WHAT THE TASK REQUIRES: Count only the lines of the records that hold "Clone", then give the number without any other words.

═══ AVAILABLE DATA

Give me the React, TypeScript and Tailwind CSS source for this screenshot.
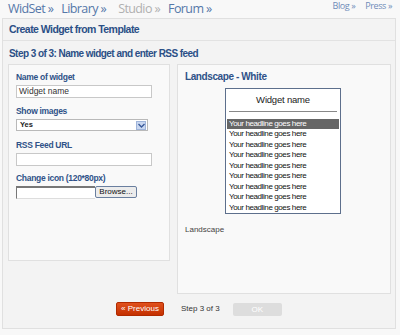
import React from "react";

const rows = Array.from({ length: 9 });

export default function App() {
  return (
    <div className="w-[400px] h-[335px] bg-[#f8f8f8] overflow-hidden" style={{ fontFamily: "'Liberation Sans', Arial, sans-serif" }}>
      {/* top nav */}
      <div className="h-[17px] flex items-end pl-[8px] pr-[8px] text-[12.5px] leading-[16px] tracking-[-0.6px]" style={{ fontFamily: "'Open Sans', sans-serif" }}>
        <span className="text-[#5577a8] mr-[8px]">WidSet »</span>
        <span className="text-[#5577a8] mr-[12px]">Library »</span>
        <span className="text-[#b0b0b0] mr-[8px]">Studio »</span>
        <span className="text-[#5577a8]">Forum »</span>
        <div className="flex-1" />
        <span className="text-[9px] text-[#6f8cb8] mb-[3px] mr-[10px] tracking-[-0.4px]">Blog »</span>
        <span className="text-[9px] text-[#6f8cb8] mb-[3px] tracking-[-0.4px]">Press »</span>
      </div>
      {/* main box */}
      <div className="ml-[2px] mt-[1px] w-[394px] h-[311px] border border-[#e0e0e0] bg-[#f3f3f3] flex flex-col">
        <div className="h-[22px] border-b border-[#e2e2e2] flex items-center pl-[6px] pt-[1px] text-[10.5px] font-bold text-[#2b4f86] tracking-[-0.55px]">
          Create Widget from Template
        </div>
        <div className="h-[23px] flex items-center pl-[6px] pt-[1px] text-[10px] font-bold text-[#2b4f86] tracking-[-0.55px]">
          Step 3 of 3: Name widget and enter RSS feed
        </div>
        <div className="flex items-start gap-[7px] pl-[5px]">
          {/* left panel */}
          <div className="w-[162px] h-[197px] border border-[#e0e0e0] bg-[#f9f9f9] pl-[7px] pt-[6px] text-[9px]">
            <div className="font-bold text-[#2f5288] h-[13px] leading-[13px] text-[8.5px] tracking-[-0.3px]">Name of widget</div>
            <div className="mt-[1px] w-[136px] h-[13px] border border-[#c8c8c8] bg-white text-[8.5px] leading-[11px] pl-[2px] text-[#333]">Widget name</div>
            <div className="mt-[7px] font-bold text-[#2f5288] h-[13px] leading-[13px] text-[8.5px] tracking-[-0.3px]">Show images</div>
            <div className="mt-[1px] w-[132px] h-[12px] border border-[#b9b9b9] bg-white flex items-center text-[8px] text-[#222]">
              <span className="pl-[3px] flex-1 leading-[10px] font-bold text-[7.5px]">Yes</span>
              <span className="w-[10px] h-[9px] mr-[1px] bg-[#c9d7f0] border border-[#9fb4da] flex items-center justify-center">
                <svg width="7" height="5" viewBox="0 0 7 5"><path d="M0.5 1 L3.5 4 L6.5 1" stroke="#3a5a9a" strokeWidth="1.4" fill="none" /></svg>
              </span>
            </div>
            <div className="mt-[8px] font-bold text-[#2f5288] h-[13px] leading-[13px] text-[8.5px] tracking-[-0.3px]">RSS Feed URL</div>
            <div className="mt-[1px] w-[136px] h-[13px] border border-[#c8c8c8] bg-white" />
            <div className="mt-[6px] font-bold text-[#2f5288] h-[13px] leading-[13px] text-[8.5px] tracking-[-0.3px]">Change icon (120*80px)</div>
            <div className="mt-[1px] flex items-start">
              <div className="w-[79px] h-[13px] border-t-2 border-l border-[#777] border-r-0 border-b border-b-[#ddd] bg-white" />
              <div className="w-[42px] h-[12px] border border-[#6a7f9f] rounded-[2px] bg-[#ececec] text-[8px] leading-[10px] text-center text-[#111]">Browse...</div>
            </div>
          </div>
          {/* right panel */}
          <div className="w-[214px] h-[230px] border border-[#e0e0e0] bg-[#f9f9f9] pl-[7px] pt-[5px]">
            <div className="text-[10px] font-bold text-[#2f5288] h-[14px] leading-[14px] tracking-[-0.4px]">Landscape - White</div>
            <div className="ml-[40px] mt-[4px] w-[116px] h-[126px] border border-[#5d6f8c] bg-white overflow-hidden flex flex-col">
              <div className="h-[23px] flex items-center justify-center text-[9.5px] text-[#222] tracking-[-0.2px]">Widget name</div>
              <div className="mx-[3px] h-[1px] bg-[#888]" />
              <div className="mt-[7px] px-[1px]">
                {rows.map((_, i) => (
                  <div
                    key={i}
                    className={
                      i === 0
                        ? "h-[10.5px] leading-[10px] text-[8px] bg-[#666] text-white pl-[2px] tracking-[-0.4px]"
                        : "h-[10.5px] leading-[10px] text-[8px] text-[#111] pl-[2px] tracking-[-0.4px]"
                    }
                  >
                    Your headline goes here
                  </div>
                ))}
              </div>
            </div>
            <div className="mt-[10px] text-[8px] text-[#444]">Landscape</div>
          </div>
        </div>
        <div className="flex items-center mt-[8px] pl-[113px]">
          <div className="w-[48px] h-[14px] rounded-[2px] bg-gradient-to-b from-[#e0501c] to-[#c43000] border border-[#b02a00] text-white text-[8px] leading-[12px] text-center">« Previous</div>
          <div className="ml-[17px] text-[8px] text-[#333]">Step 3 of 3</div>
          <div className="ml-[13px] w-[49px] h-[13px] rounded-[2px] bg-[#dddddd] text-white text-[8px] leading-[13px] text-center">OK</div>
        </div>
      </div>
    </div>
  );
}
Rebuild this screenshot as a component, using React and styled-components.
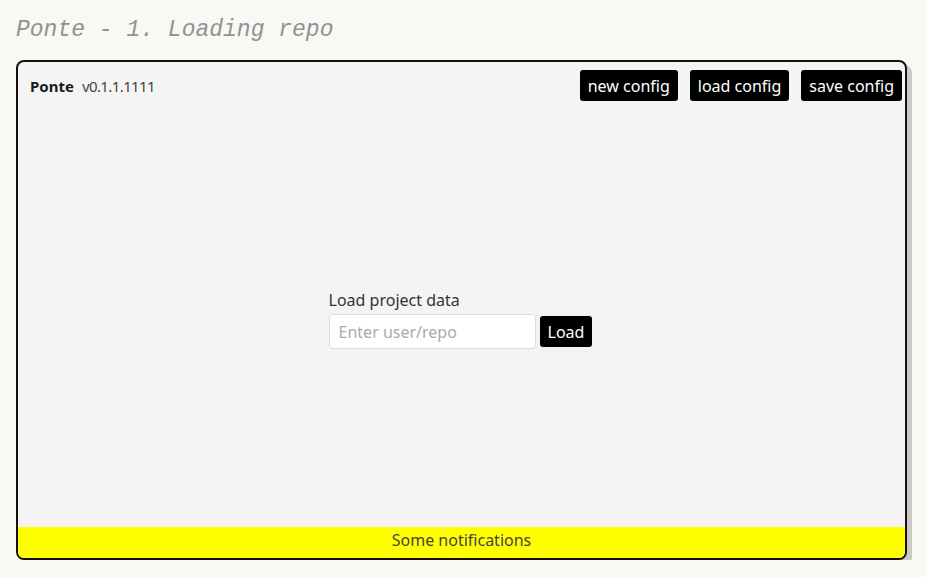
import styled, { createGlobalStyle } from "styled-components";

const GlobalStyle = createGlobalStyle`
  html, body {
    margin: 0;
    padding: 0;
    background-color: #f8f8f4;
  }
  body {
    font-family: "Noto Sans", "Open Sans", sans-serif;
  }
`;

const Page = styled.div`
  padding: 12px 16px 0 16px;
  width: 891px;
`;

const Title = styled.h1`
  margin: 0 0 12px 0;
  font-family: "Liberation Mono", "DejaVu Sans Mono", monospace;
  font-style: italic;
  font-weight: 400;
  font-size: 23px;
  line-height: 36px;
  color: #929290;
`;

const Frame = styled.div`
  box-sizing: border-box;
  height: 500px;
  border: 2px solid #1a0f0c;
  border-radius: 8px;
  background-color: #f4f4f4;
  box-shadow: 5px 5px 0 #c9c9c5;
  display: flex;
  flex-direction: column;
  overflow: hidden;
`;

const Header = styled.div`
  display: flex;
  flex-direction: row;
  justify-content: space-between;
  align-items: center;
  padding: 8px 3px 0 12px;
`;

const Brand = styled.div`
  display: flex;
  align-items: baseline;
  gap: 8px;
  font-size: 15px;
  color: #222;
`;

const BrandName = styled.span`
  font-weight: 700;
  color: #1a1a1a;
`;

const Version = styled.span`
  color: #444;
  letter-spacing: -0.6px;
`;

const Actions = styled.div`
  display: flex;
  gap: 12px;
`;

const DarkButton = styled.button`
  background-color: #000;
  color: #fff;
  border: none;
  border-radius: 3px;
  font-family: "Noto Sans", sans-serif;
  font-size: 16px;
  height: 31px;
  padding: 0 8px;
  cursor: pointer;
`;

const Main = styled.div`
  flex: 1;
  display: flex;
  justify-content: center;
  align-items: center;
  padding-top: 10px;
`;

const Form = styled.div`
  display: flex;
  flex-direction: column;
  gap: 3px;
  margin-left: -2px;
`;

const Label = styled.label`
  font-size: 16px;
  color: #333;
`;

const Row = styled.div`
  display: flex;
  align-items: center;
  gap: 4px;
`;

const Input = styled.input`
  box-sizing: border-box;
  width: 207px;
  height: 35px;
  border: 1px solid #dcdcdc;
  border-radius: 4px;
  background: #fff;
  padding: 0 9px;
  font-family: "Noto Sans", sans-serif;
  font-size: 16px;
  color: #333;
  &::placeholder {
    color: #a8aab0;
  }
`;

const Footer = styled.div`
  height: 31px;
  background-color: #ffff00;
  display: flex;
  justify-content: center;
  align-items: center;
  padding-bottom: 5px;
  box-sizing: border-box;
  font-size: 16px;
  color: #444;
`;

const App = () => {
  return (
    <Page>
      <GlobalStyle />
      <Title>Ponte - 1. Loading repo</Title>
      <Frame>
        <Header>
          <Brand>
            <BrandName>Ponte</BrandName>
            <Version>v0.1.1.1111</Version>
          </Brand>
          <Actions>
            <DarkButton>new config</DarkButton>
            <DarkButton>load config</DarkButton>
            <DarkButton>save config</DarkButton>
          </Actions>
        </Header>
        <Main>
          <Form>
            <Label>Load project data</Label>
            <Row>
              <Input placeholder="Enter user/repo" />
              <DarkButton small>Load</DarkButton>
            </Row>
          </Form>
        </Main>
        <Footer>Some notifications</Footer>
      </Frame>
    </Page>
  );
};

export default App;
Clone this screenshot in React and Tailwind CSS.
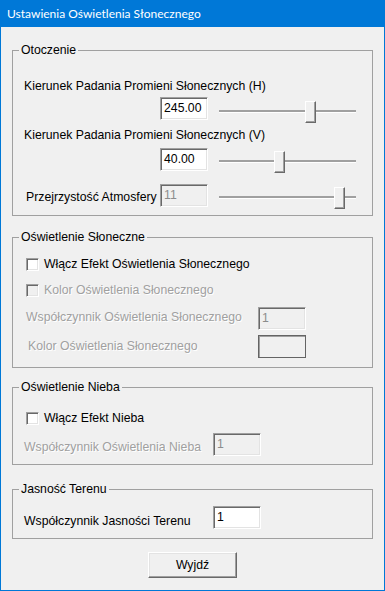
import React from 'react';

// classic sunken edit box
const TextBox = ({ value, disabled }) => (
  <div
    className={`w-[48px] h-[23px] shrink-0 flex items-center pl-[3px] border border-t-[#a0a0a0] border-l-[#a0a0a0] border-r-white border-b-white shadow-[inset_1px_1px_0_#696969,inset_-1px_-1px_0_#e3e3e3] ${
      disabled ? 'bg-[#f0f0f0] text-[#8c8c8c]' : 'bg-white text-black'
    }`}
  >
    {value}
  </div>
);

const CheckBox = ({ disabled }) => (
  <div
    className={`w-[13px] h-[13px] shrink-0 border border-t-[#a0a0a0] border-l-[#a0a0a0] border-r-white border-b-white shadow-[inset_1px_1px_0_#696969,inset_-1px_-1px_0_#e3e3e3] ${
      disabled ? 'bg-[#f0f0f0]' : 'bg-white'
    }`}
  />
);

const Slider = ({ thumb, top }) => (
  <div className={`relative w-[137px] h-[22px] ml-[11px] shrink-0 ${top}`}>
    <div className="mt-[9px] h-[3px] bg-[#a0a0a0] border-b border-white" />
    <div
      className={`absolute top-0 ${thumb} w-[11px] h-[22px] bg-[#f0f0f0] border border-t-white border-l-white border-r-[#696969] border-b-[#696969] shadow-[inset_-1px_-1px_0_#a0a0a0]`}
    />
  </div>
);

const Group = ({ title, className, children }) => (
  <fieldset
    className={`mx-[11px] px-[6px] border border-[#a0a0a0] ${className}`}
  >
    <legend className="px-[2px] leading-[15px] bg-[#f0f0f0]">{title}</legend>
    <div className="pl-[5px]">{children}</div>
  </fieldset>
);

const Disabled = ({ children, className = '' }) => (
  <div className={`text-[#a0a0a0] [text-shadow:1px_1px_0_#fff] leading-[15px] ${className}`}>
    {children}
  </div>
);

export default function App() {
  return (
    <div className="w-[385px] h-[591px] bg-[#0078d7] flex flex-col font-['Liberation_Sans',Arial,sans-serif] text-[12.25px] text-black select-none">
      {/* title bar */}
      <div className="h-[27px] flex items-center pl-[7px] text-white text-[12px] font-['Lato','Liberation_Sans',sans-serif] shrink-0">
        Ustawienia Oświetlenia Słonecznego
      </div>

      {/* client area */}
      <div className="flex-1 mx-px mb-px bg-[#f0f0f0] flex flex-col">
        <Group title="Otoczenie" className="mt-[16px] pb-[8px]">
          <div className="mt-[21px] leading-[15px]">Kierunek Padania Promieni Słonecznych (H)</div>
          <div className="mt-[3px] h-[23px] flex items-start">
            <div className="ml-[136px]">
              <TextBox value="245.00" />
            </div>
            <Slider thumb="left-[86px]" top="mt-[4px]" />
          </div>

          <div className="mt-[8px] leading-[15px]">Kierunek Padania Promieni Słonecznych (V)</div>
          <div className="mt-[5px] h-[23px] flex items-start">
            <div className="ml-[136px]">
              <TextBox value="40.00" />
            </div>
            <Slider thumb="left-[55px]" top="mt-[3px]" />
          </div>

          <div className="mt-[13px] h-[23px] flex items-start">
            <div className="w-[136px] pl-[2px] mt-[6px] leading-[15px]">Przejrzystość Atmosfery</div>
            <TextBox value="11" disabled />
            <Slider thumb="left-[115px]" top="mt-[3px]" />
          </div>
        </Group>

        <Group title="Oświetlenie Słoneczne" className="mt-[14px] pb-[9px]">
          <div className="mt-[12px] ml-[2px] flex items-center gap-[5px] leading-[15px]">
            <CheckBox />
            <span>Włącz Efekt Oświetlenia Słonecznego</span>
          </div>
          <div className="mt-[11px] ml-[2px] flex items-center gap-[5px]">
            <CheckBox disabled />
            <Disabled>Kolor Oświetlenia Słonecznego</Disabled>
          </div>
          <div className="mt-[9px] h-[23px] flex items-start">
            <Disabled className="w-[234px] pl-[2px] mt-[3px]">Współczynnik Oświetlenia Słonecznego</Disabled>
            <TextBox value="1" disabled />
          </div>
          <div className="mt-[5px] h-[23px] flex items-start">
            <Disabled className="w-[234px] pl-[4px] mt-[4px]">Kolor Oświetlenia Słonecznego</Disabled>
            <div className="w-[48px] h-[23px] border border-[#646464] shadow-[inset_1px_1px_0_#a0a0a0]" />
          </div>
        </Group>

        <Group title="Oświetlenie Nieba" className="mt-[12px] pb-[8px]">
          <div className="mt-[16px] ml-[2px] flex items-center gap-[5px] leading-[15px]">
            <CheckBox />
            <span>Włącz Efekt Nieba</span>
          </div>
          <div className="mt-[7px] h-[23px] flex items-start">
            <Disabled className="w-[189px] mt-[7px]">Współczynnik Oświetlenia Nieba</Disabled>
            <TextBox value="1" disabled />
          </div>
        </Group>

        <Group title="Jasność Terenu" className="mt-[17px] pb-[9px]">
          <div className="mt-[9px] h-[23px] flex items-start">
            <div className="w-[189px] mt-[8px] leading-[15px]">Współczynnik Jasności Terenu</div>
            <TextBox value="1" />
          </div>
        </Group>

        <button className="mt-[13px] mx-auto w-[89px] h-[26px] bg-[#f0f0f0] border border-t-white border-l-white border-r-[#696969] border-b-[#696969] shadow-[inset_-1px_-1px_0_#a0a0a0,inset_1px_1px_0_#e3e3e3] flex items-center justify-center">
          Wyjdź
        </button>
      </div>
    </div>
  );
}
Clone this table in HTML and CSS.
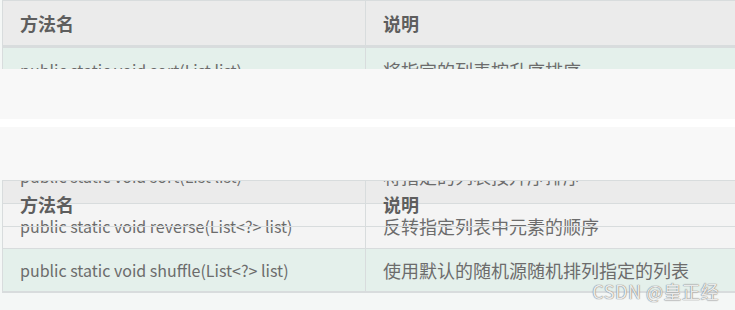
FILE: index.html
```html
<!DOCTYPE html>
<html lang="zh-CN">
<head>
    <meta charset="UTF-8">
    <meta name="viewport" content="width=device-width, initial-scale=1.0">
    <title>Collections 排序方法</title>
    <link rel="stylesheet" href="styles.css">
</head>
<body>
    <!-- upper copy of the table, cut off by the loading strip -->
    <div class="table table-top">
        <div class="row head">
            <div class="cell">方法名</div>
            <div class="cell">说明</div>
        </div>
        <div class="row green">
            <div class="cell code">public static void sort(List list)</div>
            <div class="cell">将指定的列表按升序排序</div>
        </div>
    </div>

    <div class="strip"></div>
    <div class="strip-gap"></div>
    <div class="strip strip-low"></div>

    <!-- scrolled table with its sticky header -->
    <div class="table table-scroll">
        <div class="row head short">
            <div class="cell code"><span class="peek">public static void sort(List list)</span></div>
            <div class="cell"><span class="peek">将指定的列表按升序排序</span></div>
        </div>
        <div class="row light">
            <div class="cell code">public static void reverse(List&lt;?&gt; list)</div>
            <div class="cell">反转指定列表中元素的顺序</div>
        </div>
        <div class="row green last">
            <div class="cell code">public static void shuffle(List&lt;?&gt; list)</div>
            <div class="cell">使用默认的随机源随机排列指定的列表</div>
        </div>

        <div class="row sticky">
            <div class="cell">方法名</div>
            <div class="cell">说明</div>
        </div>
    </div>

    <div class="watermark">CSDN @皇正经</div>
</body>
</html>
```

FILE: styles.css
```css
* {
    margin: 0;
    padding: 0;
    box-sizing: border-box;
}

body {
    font-family: "Noto Sans CJK SC", "Noto Sans", sans-serif;
    font-size: 18px;
    color: #6c6c6c;
    background: #f4f7f6;
    padding-left: 2px;
    height: 310px;
    overflow: hidden;
    position: relative;
}

.table {
    width: 760px;
}

.row {
    display: grid;
    grid-template-columns: 363px 1fr;
    border-top: 1px solid #d8dcdd;
}

.cell {
    display: flex;
    align-items: center;
    padding: 0 17px;
    border-left: 1px solid #d8dcdd;
    white-space: nowrap;
}

/* method signatures are set a little smaller than the chinese text */
.cell.code {
    font-size: 16px;
}

.row.head {
    height: 47px;
    background: #ebebeb;
    border-bottom: 2px solid #d8dcdd;
    font-weight: 700;
    color: #5e5e5e;
}

.row.green {
    height: 45px;
    background: #e4f0eb;
}

.row.light {
    height: 45px;
    background: #f4f4f4;
}

/* top copy */
.table-top {
    height: 69px;
    overflow: hidden;
}

/* loading strips */
.strip {
    height: 50px;
    margin-left: -2px;
    background: #f8f8f8;
}

.strip-gap {
    height: 8px;
    margin-left: -2px;
    background: #fff;
}

.strip-low {
    height: 53px;
}

/* scrolled copy */
.table-scroll {
    position: relative;
}

.row.head.short {
    height: 23px;
    border-bottom: none;
    font-weight: 400;
    color: #6c6c6c;
    overflow: hidden;
}

.short .cell {
    align-items: flex-start;
}

.peek {
    display: block;
    line-height: 24px;
    margin-top: -17px;
}

.row.last {
    border-bottom: 2px solid #d8dcdd;
}

.row.sticky {
    position: absolute;
    top: 0;
    left: 0;
    right: 0;
    height: 47px;
    border-bottom: 1px solid #d8dcdd;
    font-weight: 700;
    color: #5e5e5e;
}

.watermark {
    position: absolute;
    right: 16px;
    bottom: 6px;
    font-size: 18px;
    color: rgba(255, 255, 255, 0.85);
    text-shadow: 0 0 1px #7a7a7a, 0 0 1px #7a7a7a;
    letter-spacing: 0.5px;
}
```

══════

ANSWER TO THIS PROBLEM: 2